La vida tal y como la conociéramos se ha paralizado por el bien común, o eso dicen, desde que nos obligaran a quedarnos en casa a partir de que se decretara el Estado de Alarma el pasado lunes 16 de marzo. Son muchos los colectivos y activistas quienes hemos puesto en el foco que, dentro de las medidas impuestas para protegernos del COVID 19, existen otras muchas personas a las que nunca se les ha garantizado su derecho a la vida por parte de quienes se suponen que tienen esta responsabilidad. Dentro de las y los olvidados están las y los eternos invisibles, que son aquellas personas cuyas vidas no valen lo mismo, porque las leyes nunca se hicieron para protegerlas y garantizarles el derecho a la vida, sino al revés, se establecieron para criminalizarlas, deshumanizarlas y homogeneizarlas.
Las personas que migran de forma irregular ya no parecen ser ni la principal ni la única amenaza y/o problema.
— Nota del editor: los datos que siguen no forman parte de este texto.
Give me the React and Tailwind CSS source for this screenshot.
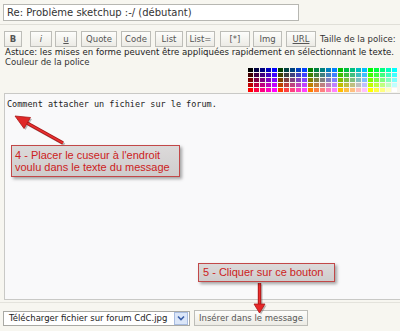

Los falsos bulos que se han difundido sobre estas personas han generado un efecto boomerang: fuimos nosotros y nosotras a quienes en primer lugar nos cerraron las fronteras de los países a cuya ciudadanía se le establecen mil trabas para poder venir aquí, porque fuimos y somos una amenaza real.
Es ahora cuando muchos españoles y españolas han sido conscientes que existen privilegios porque es, ante un hecho real y que no podemos controlar -como es una pandemia-, cuando se han establecido medidas que restringen lo que parecía impensable; limitar un derecho universal como es el de la libre circulación. Ahora que son nuestros familiares y amistades quienes suponen una amenaza para la seguridad, sentimos dolor y empatizamos -las redes dan una muestra de ello- con quienes no pueden despedirse de sus seres queridos o desplazarse para cuidar.
Un dolor que no ha sido contemplado nunca para las familias de las más de 8.000 personas que han perdido la vida en nuestra frontera sur en estos 30 años. Ni para los de las dos mujeres que rozaban la veintena y el niño de poco más de dos años que perdieron la vida -y otras 4 personas más que desaparecieron- en el naufragio de este pasado 12 de marzo en las costas marroquíes. Una tragedia que pasó inadvertida porque existen prioridades, que no son las muertes del Sur Global, tanto para quienes nos gobiernan como para la mayoría de los medios de comunicación.
A pesar de que las estadísticas muestran un descenso en el número de llegadas por nuestra frontera desde que se decretara el estado de alarma por la pandemia, la actividad de Salvamento Marítimo no ha cesado; siguen rescatando las vidas en el mar. Profesionales que han visto cómo los recursos que deberían garantizar un mínimo de seguridad en su trabajo han ido reduciéndose, especialmente desde 2018. El de Salvamento Marítimo es un caso muy similar al del personal sanitario, a quienes cada día salimos a aplaudir a las 20:00 horas desde nuestros balcones. Nadie ha puesto en duda la labor encomiable que realizaban y realizan los y las profesionales de la salud a pesar de las vicisitudes; es más, se han convertido en nuestros héroes y heroínas. Sin embargo, la labor de los y las profesionales de Salvamento Marítimo ha sido cuestionada y difamada en muchísimas ocasiones.
Las fronteras nunca han estado abiertas para todas las personas ni la libre circulación es un derecho universal; estemos en estado de alarma o no. Las personas van a seguir poniendo sus vidas en riesgo porque nadie de quienes dicen protegernos quieren visibilizar y reconocer el verdadero origen del problema; que la verdadera amenaza para la vida no es un virus, ni se arregla cerrando más si cabe las fronteras. La verdadera amenaza es este sistema de organización social y económico que asola a la humanidad y que sigue priorizando unas vidas sobre otras. Todas las vidas “valen” igual según la Declaración Universal de los Derechos Humanos pero, en la práctica, unas vidas valen más que otras.
Ana Rosado, Equipo Investigador Frontera Sur, área de Migraciones APDHA.